[Start of Record set]

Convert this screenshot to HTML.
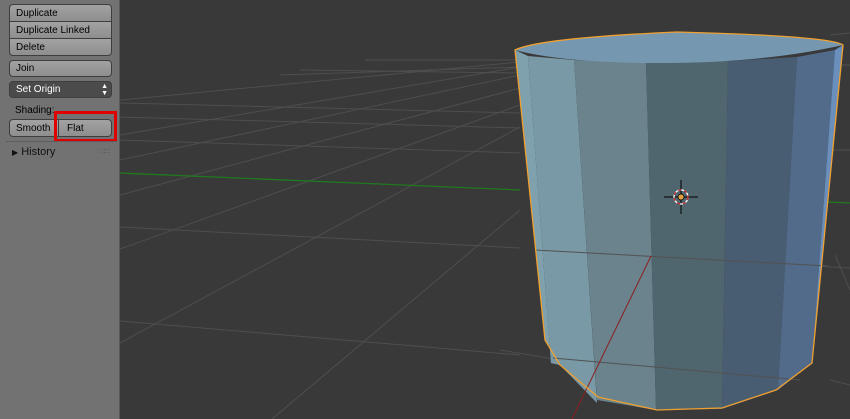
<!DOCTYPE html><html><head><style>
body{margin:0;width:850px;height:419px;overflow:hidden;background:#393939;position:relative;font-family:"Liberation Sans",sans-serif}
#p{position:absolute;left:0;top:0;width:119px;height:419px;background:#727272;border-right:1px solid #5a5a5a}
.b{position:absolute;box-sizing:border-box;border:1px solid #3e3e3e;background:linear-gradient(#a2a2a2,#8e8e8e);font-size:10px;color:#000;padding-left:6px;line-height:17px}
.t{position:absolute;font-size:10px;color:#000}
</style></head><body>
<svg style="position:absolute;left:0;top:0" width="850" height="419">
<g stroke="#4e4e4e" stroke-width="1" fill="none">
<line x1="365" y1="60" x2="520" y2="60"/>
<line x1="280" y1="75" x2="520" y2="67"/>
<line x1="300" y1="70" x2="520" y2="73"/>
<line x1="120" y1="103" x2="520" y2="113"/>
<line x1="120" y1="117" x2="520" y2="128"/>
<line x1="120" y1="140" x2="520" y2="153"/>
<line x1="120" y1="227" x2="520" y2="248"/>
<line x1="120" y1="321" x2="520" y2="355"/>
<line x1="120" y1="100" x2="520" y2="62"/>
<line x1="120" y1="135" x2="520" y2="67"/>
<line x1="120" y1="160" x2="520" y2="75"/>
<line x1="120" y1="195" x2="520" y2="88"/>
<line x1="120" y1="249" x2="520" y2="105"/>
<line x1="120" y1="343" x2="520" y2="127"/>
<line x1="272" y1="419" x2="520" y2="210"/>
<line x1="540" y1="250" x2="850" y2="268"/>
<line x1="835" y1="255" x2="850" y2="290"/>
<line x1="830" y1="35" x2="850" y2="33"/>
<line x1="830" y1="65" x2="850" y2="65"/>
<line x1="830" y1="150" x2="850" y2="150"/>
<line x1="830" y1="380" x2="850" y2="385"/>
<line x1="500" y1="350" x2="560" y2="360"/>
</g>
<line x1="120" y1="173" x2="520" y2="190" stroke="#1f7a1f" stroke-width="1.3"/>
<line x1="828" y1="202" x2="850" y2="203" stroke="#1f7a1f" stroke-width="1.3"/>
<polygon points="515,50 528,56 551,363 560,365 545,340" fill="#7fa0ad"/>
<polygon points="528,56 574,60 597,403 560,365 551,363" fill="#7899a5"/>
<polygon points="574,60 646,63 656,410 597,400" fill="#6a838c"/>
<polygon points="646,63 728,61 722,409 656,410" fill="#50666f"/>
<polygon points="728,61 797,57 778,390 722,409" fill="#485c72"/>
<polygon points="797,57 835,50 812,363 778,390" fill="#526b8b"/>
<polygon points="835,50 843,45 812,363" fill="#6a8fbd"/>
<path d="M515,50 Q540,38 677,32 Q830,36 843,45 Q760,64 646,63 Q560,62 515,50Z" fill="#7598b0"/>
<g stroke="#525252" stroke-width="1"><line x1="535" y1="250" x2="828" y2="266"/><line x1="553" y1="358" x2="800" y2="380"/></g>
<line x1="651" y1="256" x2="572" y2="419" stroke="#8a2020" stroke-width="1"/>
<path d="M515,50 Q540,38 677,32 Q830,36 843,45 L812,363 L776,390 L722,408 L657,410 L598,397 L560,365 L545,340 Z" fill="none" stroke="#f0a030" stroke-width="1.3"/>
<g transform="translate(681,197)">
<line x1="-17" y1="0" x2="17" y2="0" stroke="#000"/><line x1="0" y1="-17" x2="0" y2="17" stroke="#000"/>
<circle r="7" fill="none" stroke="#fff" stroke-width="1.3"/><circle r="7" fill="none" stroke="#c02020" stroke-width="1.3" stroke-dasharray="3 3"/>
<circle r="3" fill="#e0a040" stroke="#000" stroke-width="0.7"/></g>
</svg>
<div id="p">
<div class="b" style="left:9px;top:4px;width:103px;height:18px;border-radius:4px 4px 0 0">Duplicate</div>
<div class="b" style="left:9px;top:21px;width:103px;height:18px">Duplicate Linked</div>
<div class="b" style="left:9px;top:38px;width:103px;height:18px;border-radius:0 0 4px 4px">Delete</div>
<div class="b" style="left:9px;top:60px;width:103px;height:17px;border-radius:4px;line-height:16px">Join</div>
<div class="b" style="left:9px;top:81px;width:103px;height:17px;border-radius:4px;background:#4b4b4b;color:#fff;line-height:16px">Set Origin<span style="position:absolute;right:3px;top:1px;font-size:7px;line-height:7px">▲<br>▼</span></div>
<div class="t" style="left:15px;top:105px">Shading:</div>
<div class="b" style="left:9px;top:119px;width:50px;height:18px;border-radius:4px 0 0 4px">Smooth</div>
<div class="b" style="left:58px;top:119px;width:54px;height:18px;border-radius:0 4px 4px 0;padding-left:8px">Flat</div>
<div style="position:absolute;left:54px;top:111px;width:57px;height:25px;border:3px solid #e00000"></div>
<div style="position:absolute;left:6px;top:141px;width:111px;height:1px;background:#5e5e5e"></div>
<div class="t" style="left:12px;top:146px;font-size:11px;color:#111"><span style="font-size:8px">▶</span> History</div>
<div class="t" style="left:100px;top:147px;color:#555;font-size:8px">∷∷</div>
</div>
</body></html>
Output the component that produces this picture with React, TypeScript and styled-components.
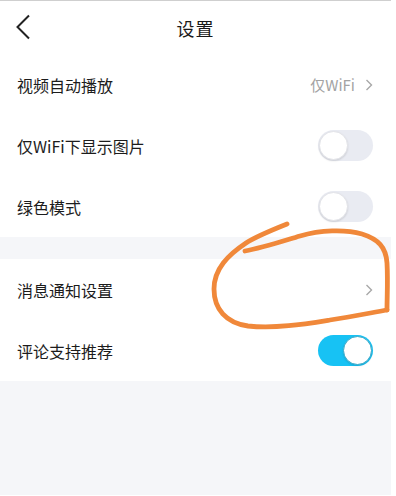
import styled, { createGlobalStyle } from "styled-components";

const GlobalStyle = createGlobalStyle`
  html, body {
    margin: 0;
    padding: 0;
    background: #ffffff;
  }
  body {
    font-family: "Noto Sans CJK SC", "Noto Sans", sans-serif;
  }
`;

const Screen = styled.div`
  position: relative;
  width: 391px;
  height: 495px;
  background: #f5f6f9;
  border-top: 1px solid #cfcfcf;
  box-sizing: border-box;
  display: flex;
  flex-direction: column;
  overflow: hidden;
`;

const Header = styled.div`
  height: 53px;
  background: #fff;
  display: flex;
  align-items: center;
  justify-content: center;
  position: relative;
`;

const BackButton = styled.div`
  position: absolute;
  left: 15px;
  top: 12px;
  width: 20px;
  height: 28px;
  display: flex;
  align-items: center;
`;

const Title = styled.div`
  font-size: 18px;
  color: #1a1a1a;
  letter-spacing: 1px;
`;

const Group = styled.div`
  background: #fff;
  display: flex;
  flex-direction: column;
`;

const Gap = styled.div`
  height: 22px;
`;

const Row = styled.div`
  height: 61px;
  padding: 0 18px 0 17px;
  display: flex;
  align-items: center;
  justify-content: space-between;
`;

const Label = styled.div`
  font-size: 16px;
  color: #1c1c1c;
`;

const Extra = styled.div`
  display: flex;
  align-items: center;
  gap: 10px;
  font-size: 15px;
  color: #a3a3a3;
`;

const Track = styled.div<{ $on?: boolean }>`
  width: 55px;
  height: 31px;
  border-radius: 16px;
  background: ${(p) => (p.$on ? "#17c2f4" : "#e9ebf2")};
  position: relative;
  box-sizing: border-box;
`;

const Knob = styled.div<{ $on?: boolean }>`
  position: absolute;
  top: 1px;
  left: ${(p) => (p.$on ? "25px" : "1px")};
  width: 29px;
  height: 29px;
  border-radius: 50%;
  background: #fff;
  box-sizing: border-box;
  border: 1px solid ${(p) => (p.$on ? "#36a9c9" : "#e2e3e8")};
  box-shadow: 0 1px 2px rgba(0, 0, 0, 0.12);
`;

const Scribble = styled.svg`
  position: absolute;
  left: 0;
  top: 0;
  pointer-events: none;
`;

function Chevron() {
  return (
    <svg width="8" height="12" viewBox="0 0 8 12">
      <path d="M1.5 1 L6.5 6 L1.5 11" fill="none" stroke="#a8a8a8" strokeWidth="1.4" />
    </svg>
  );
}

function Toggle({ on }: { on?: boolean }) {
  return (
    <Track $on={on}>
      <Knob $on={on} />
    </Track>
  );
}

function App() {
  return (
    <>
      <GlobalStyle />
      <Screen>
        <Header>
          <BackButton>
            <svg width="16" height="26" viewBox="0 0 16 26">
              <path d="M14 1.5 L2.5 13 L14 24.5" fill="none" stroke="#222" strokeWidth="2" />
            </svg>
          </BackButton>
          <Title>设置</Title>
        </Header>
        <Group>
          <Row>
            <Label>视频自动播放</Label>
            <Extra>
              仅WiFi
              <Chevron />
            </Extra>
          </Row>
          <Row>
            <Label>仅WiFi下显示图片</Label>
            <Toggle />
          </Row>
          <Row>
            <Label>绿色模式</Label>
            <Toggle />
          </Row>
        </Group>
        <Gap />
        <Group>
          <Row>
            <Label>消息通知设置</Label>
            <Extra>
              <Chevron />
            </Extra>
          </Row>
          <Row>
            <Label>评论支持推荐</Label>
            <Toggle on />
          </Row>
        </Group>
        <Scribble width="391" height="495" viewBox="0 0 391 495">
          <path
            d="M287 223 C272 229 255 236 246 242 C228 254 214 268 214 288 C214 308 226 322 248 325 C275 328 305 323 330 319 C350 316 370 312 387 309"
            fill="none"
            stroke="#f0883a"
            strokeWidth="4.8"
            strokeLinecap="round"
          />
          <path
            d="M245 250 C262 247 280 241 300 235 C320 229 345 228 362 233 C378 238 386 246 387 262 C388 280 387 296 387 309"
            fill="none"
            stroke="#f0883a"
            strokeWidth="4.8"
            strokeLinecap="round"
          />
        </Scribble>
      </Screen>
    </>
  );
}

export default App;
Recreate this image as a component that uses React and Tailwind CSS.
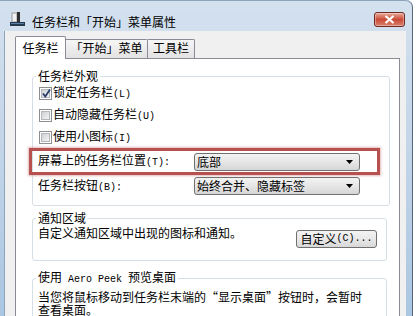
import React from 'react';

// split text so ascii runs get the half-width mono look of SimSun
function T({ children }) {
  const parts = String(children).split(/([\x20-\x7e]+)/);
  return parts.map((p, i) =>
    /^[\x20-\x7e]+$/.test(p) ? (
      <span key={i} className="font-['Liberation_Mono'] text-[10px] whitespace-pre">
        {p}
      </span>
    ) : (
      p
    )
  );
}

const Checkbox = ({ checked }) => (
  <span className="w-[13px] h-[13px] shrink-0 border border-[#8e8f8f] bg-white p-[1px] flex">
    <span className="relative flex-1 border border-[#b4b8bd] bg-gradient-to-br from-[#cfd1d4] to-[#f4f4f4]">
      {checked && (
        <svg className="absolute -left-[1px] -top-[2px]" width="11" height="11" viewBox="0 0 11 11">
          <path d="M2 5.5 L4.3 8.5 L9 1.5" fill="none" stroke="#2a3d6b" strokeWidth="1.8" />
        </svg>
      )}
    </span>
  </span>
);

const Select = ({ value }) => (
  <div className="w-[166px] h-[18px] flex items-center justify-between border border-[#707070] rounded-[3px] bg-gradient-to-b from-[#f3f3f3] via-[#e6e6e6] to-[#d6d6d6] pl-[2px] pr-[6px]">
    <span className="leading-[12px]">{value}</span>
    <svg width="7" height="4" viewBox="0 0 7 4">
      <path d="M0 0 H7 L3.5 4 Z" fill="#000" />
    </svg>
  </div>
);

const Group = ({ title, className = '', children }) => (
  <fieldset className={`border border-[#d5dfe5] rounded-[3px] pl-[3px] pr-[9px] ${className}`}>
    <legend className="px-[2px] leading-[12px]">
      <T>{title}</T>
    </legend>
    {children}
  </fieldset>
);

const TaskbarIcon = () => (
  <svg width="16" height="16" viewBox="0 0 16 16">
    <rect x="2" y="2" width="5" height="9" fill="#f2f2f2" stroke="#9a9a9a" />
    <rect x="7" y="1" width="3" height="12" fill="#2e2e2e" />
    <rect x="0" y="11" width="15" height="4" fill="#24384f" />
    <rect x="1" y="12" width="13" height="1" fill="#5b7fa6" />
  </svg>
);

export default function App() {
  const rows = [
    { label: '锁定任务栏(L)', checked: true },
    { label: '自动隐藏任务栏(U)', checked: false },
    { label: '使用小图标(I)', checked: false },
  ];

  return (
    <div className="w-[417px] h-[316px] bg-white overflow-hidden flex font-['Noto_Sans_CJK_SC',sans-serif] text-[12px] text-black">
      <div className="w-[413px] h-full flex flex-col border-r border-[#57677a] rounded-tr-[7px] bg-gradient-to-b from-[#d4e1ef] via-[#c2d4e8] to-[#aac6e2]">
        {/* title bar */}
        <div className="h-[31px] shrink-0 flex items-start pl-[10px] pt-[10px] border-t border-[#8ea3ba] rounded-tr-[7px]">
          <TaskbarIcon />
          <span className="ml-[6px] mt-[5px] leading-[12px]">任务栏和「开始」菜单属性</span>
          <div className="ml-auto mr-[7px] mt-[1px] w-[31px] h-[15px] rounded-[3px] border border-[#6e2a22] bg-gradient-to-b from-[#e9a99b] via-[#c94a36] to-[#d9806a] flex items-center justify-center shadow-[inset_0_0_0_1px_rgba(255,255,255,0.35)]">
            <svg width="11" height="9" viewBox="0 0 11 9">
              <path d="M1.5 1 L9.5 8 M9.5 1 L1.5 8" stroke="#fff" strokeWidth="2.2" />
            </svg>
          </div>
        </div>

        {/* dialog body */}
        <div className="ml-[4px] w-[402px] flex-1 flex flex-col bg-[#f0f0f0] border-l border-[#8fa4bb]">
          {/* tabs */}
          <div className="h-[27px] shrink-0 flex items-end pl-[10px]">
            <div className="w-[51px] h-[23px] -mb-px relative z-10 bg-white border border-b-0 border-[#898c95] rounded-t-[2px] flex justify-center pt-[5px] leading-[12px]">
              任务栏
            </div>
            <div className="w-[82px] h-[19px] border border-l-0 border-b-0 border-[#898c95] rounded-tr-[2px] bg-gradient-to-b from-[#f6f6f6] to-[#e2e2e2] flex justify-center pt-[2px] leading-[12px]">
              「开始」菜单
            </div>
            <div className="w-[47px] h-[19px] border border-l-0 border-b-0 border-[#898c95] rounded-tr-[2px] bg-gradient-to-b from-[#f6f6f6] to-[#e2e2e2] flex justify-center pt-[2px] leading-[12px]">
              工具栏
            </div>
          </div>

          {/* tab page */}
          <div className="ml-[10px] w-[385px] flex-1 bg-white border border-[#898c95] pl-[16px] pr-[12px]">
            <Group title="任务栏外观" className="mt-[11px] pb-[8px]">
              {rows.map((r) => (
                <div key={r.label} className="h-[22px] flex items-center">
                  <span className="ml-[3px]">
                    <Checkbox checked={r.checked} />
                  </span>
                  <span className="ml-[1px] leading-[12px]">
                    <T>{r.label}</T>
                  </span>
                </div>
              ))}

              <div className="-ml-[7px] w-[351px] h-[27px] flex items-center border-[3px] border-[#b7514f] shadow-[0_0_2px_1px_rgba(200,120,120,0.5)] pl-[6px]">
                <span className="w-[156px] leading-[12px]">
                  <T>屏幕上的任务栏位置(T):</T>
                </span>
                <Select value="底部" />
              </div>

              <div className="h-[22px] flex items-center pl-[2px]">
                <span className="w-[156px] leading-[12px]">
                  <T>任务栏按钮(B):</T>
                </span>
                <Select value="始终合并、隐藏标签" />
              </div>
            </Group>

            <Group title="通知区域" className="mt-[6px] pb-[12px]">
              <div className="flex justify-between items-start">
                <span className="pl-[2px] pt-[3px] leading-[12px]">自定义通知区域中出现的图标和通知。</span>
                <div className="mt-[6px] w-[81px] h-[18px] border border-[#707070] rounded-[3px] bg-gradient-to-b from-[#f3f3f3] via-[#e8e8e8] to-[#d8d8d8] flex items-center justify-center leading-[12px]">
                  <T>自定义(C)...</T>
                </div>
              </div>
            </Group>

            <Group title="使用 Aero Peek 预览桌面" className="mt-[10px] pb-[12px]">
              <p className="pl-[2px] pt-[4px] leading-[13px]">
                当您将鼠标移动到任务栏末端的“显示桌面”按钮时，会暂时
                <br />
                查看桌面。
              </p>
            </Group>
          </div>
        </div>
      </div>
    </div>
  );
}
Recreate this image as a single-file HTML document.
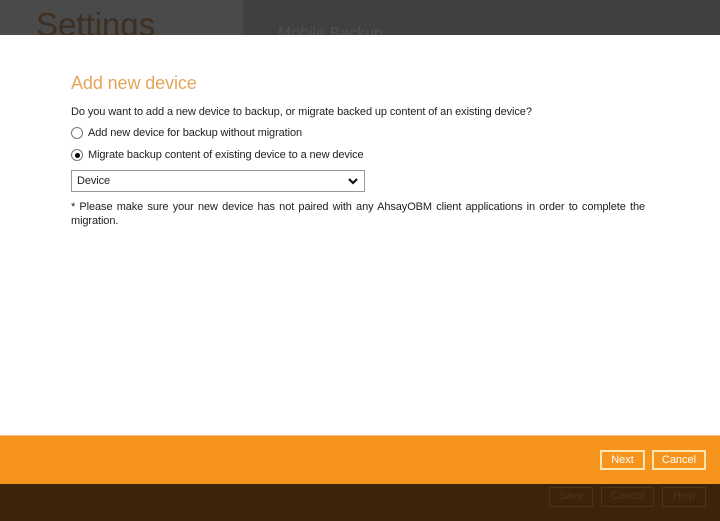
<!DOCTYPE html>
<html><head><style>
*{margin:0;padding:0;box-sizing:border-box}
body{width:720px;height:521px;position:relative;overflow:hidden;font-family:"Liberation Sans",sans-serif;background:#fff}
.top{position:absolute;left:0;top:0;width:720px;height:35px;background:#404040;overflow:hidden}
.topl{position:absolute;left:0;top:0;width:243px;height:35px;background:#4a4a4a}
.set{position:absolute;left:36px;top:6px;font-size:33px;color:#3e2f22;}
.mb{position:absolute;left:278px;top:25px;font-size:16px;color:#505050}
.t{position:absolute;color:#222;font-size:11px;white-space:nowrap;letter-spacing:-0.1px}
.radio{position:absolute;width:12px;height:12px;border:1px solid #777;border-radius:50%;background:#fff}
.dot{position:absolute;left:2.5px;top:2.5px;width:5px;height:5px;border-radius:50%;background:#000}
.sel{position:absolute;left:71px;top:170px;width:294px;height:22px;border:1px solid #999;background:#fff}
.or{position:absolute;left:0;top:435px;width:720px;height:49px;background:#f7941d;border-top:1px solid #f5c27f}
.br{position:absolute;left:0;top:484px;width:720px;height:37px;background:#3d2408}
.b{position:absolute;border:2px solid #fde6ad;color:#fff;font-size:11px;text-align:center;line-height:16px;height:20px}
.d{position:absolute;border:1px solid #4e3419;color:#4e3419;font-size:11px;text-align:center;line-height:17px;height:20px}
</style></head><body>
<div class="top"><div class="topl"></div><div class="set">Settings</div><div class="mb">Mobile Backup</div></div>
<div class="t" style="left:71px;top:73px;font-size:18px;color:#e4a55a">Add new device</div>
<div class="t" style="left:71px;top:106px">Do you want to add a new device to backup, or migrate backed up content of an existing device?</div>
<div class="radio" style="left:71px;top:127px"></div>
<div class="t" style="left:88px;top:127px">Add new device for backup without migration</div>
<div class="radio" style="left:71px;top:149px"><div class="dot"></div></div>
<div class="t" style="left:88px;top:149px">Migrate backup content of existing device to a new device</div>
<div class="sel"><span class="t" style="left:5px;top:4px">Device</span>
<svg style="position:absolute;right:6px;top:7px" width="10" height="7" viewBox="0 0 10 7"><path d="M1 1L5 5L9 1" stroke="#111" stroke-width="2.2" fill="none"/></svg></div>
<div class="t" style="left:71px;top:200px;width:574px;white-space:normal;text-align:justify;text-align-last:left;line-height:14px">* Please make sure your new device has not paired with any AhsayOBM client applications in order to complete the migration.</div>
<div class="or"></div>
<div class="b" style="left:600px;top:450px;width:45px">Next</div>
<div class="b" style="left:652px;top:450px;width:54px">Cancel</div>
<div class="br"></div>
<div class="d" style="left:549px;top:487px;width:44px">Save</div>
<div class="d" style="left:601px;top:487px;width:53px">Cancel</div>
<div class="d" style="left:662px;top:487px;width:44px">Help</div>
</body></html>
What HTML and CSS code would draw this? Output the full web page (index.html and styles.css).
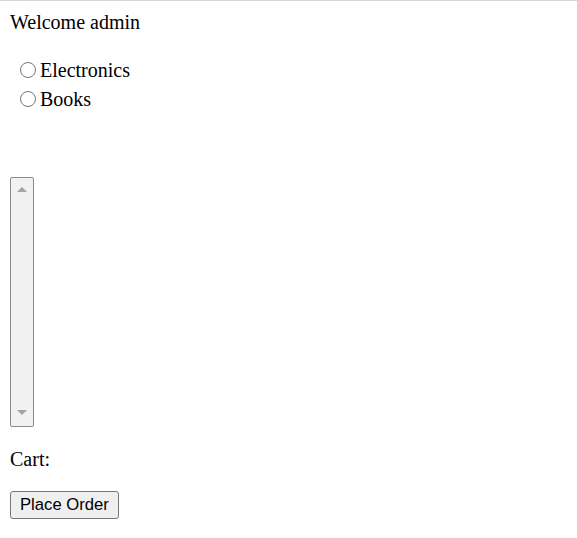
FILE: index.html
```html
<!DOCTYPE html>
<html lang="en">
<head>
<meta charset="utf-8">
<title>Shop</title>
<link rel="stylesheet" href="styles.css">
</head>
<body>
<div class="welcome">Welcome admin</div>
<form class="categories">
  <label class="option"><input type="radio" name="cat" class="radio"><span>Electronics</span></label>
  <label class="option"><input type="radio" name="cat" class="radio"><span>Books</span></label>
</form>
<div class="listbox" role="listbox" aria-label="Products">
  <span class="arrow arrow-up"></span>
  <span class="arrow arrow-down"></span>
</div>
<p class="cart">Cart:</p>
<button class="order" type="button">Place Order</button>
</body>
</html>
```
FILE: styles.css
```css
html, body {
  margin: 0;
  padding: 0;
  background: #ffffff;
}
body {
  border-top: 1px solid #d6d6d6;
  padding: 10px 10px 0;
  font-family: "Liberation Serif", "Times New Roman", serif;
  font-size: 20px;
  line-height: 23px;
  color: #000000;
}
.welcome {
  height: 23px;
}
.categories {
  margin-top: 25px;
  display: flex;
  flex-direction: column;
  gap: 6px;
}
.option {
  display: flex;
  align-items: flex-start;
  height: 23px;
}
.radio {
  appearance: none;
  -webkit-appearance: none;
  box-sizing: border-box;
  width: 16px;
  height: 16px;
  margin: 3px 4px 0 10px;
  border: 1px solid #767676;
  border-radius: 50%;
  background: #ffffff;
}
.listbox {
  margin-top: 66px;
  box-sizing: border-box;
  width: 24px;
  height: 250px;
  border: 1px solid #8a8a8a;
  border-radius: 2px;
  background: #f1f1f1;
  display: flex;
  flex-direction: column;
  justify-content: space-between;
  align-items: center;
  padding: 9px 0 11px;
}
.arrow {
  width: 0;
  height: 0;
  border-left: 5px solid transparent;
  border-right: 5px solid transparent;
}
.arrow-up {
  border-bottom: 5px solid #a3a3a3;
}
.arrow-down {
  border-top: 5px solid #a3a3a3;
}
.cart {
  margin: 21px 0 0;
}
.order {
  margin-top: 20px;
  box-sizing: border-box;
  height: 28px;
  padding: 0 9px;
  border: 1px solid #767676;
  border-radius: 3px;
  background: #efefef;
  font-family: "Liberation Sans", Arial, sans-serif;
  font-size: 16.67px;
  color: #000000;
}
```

[End of Record set]

#### Problem to work on:
Copy every line of the entries above in which "components" occurs.

#### Result of this task:
Output the component that produces this picture with React, TypeScript and styled-components.
import styled, { createGlobalStyle } from "styled-components";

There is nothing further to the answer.